4. Preliminary Recommendation
Pursue the Digital Hub Strategy. The PC is no longer a standalone tool but a coordinator for mobile devices. By controlling the entire stack—hardware, software, and the retail point of purchase—Apple creates a closed network that justifies premium pricing and prevents customer churn. This path utilizes the NeXT software architecture to build a modern, scalable foundation for future devices.
Operations and Implementation Planner
1. Critical Path
- Inventory Liquidation: Immediate reduction of 15 months of inventory to 30 days to free up working capital.
- Portfolio Rationalization: Execute the 2x2 product grid (Desktop/Portable x Consumer/Professional).
- OS Migration: Transition the NeXTSTEP kernel into what will become Mac OS X to ensure system stability.
- Retail Launch: Establish direct-to-consumer channels to bypass indifferent big-box retailers.
- Supply Chain Consolidation: Move manufacturing to centralized partners in Asia to gain economies of scale.
2. Key Constraints
- Talent Concentration: The strategy relies heavily on a small group of designers and engineers; loss of key personnel halts the pipeline.
- Single-Source Dependencies: Reliance on specific component manufacturers for screens and flash memory creates vulnerability to market shortages.
- Cultural Friction: The shift from a loose, academic engineering culture to a secretive, top-down product culture may cause high turnover.
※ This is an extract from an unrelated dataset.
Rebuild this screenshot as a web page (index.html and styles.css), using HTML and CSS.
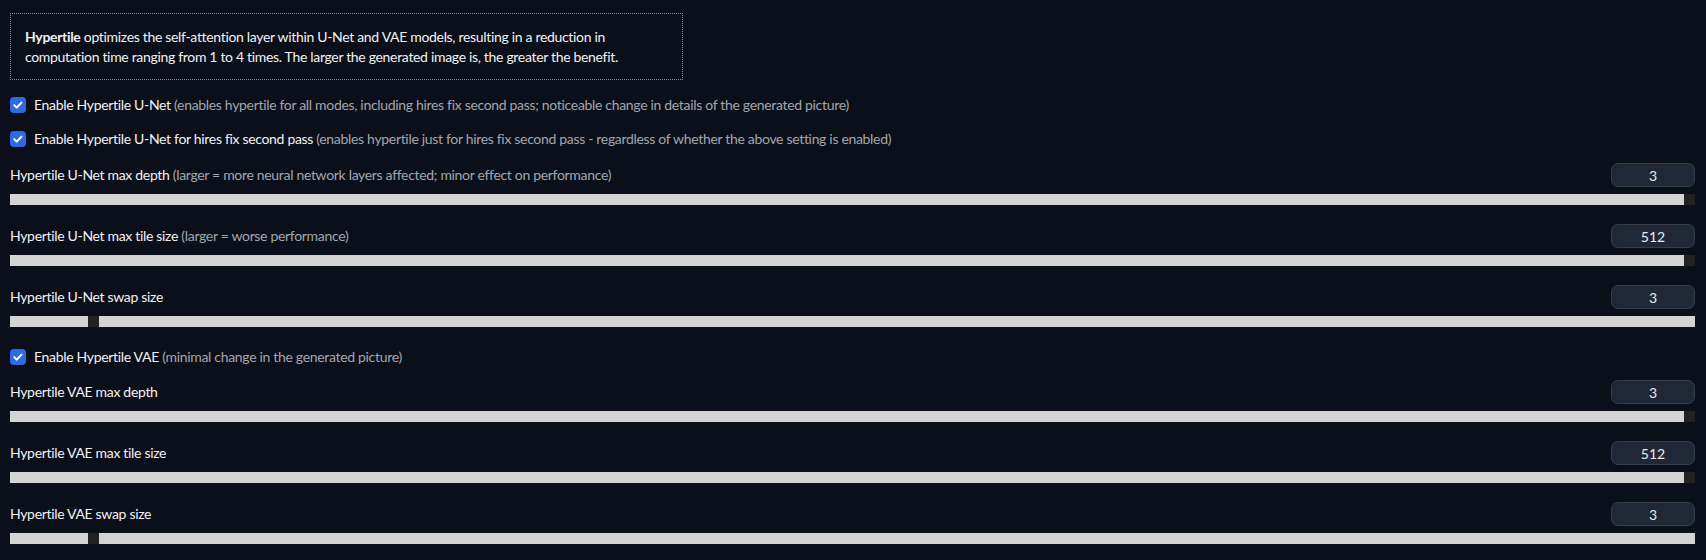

3. Risk-Adjusted Implementation Strategy
Implementation must be sequenced to prove the model before scaling. Phase one focuses on the iMac to stabilize the brand and cash flow. Phase two introduces the iPod and iTunes to test the digital services model. Phase three expands into telephony. Contingency planning involves maintaining high cash reserves to weather the failure of any single product launch. Success depends on the ability to synchronize software release cycles with hardware production, a task previously unachieved at this scale.
Executive Review and BLUF
1. BLUF
Apple survived by abandoning the pursuit of market share in favor of profit share. The turnaround was driven by two decisive actions: the radical simplification of the product portfolio and the vertical integration of the user experience. By controlling the hardware, software, and retail environment, Apple eliminated the friction that plagued the Windows-Intel network. The primary driver of value was not just design, but the creation of a closed platform where each device increased the utility of the others. This strategy turned a near-bankrupt hardware company into a dominant services and electronics platform.
2. Dangerous Assumption
The analysis assumes that the product-centric, top-down leadership model is sustainable without the specific intuition of the founder. It presumes that the Reality Distortion Field can be institutionalized into a repeatable corporate process, rather than being a unique attribute of a specific leader.
3. Unaddressed Risks
| Risk | Probability | Consequence |
|---|---|---|
| Antitrust Scrutiny | High | Regulatory intervention in the App Store and iTunes integration, forcing platform openness. |
| Supply Chain Disruption | Medium | Geopolitical instability in Asia halting production of the iPhone, the primary revenue driver. |
4. Unconsidered Alternative
The team failed to evaluate an Open Platform strategy. By opening the iOS software to other manufacturers early, Apple could have achieved the dominant global market share currently held by Android. While this would lower hardware margins, the service revenue from the App Store and search licensing could have potentially exceeded the profits from hardware sales over the long term.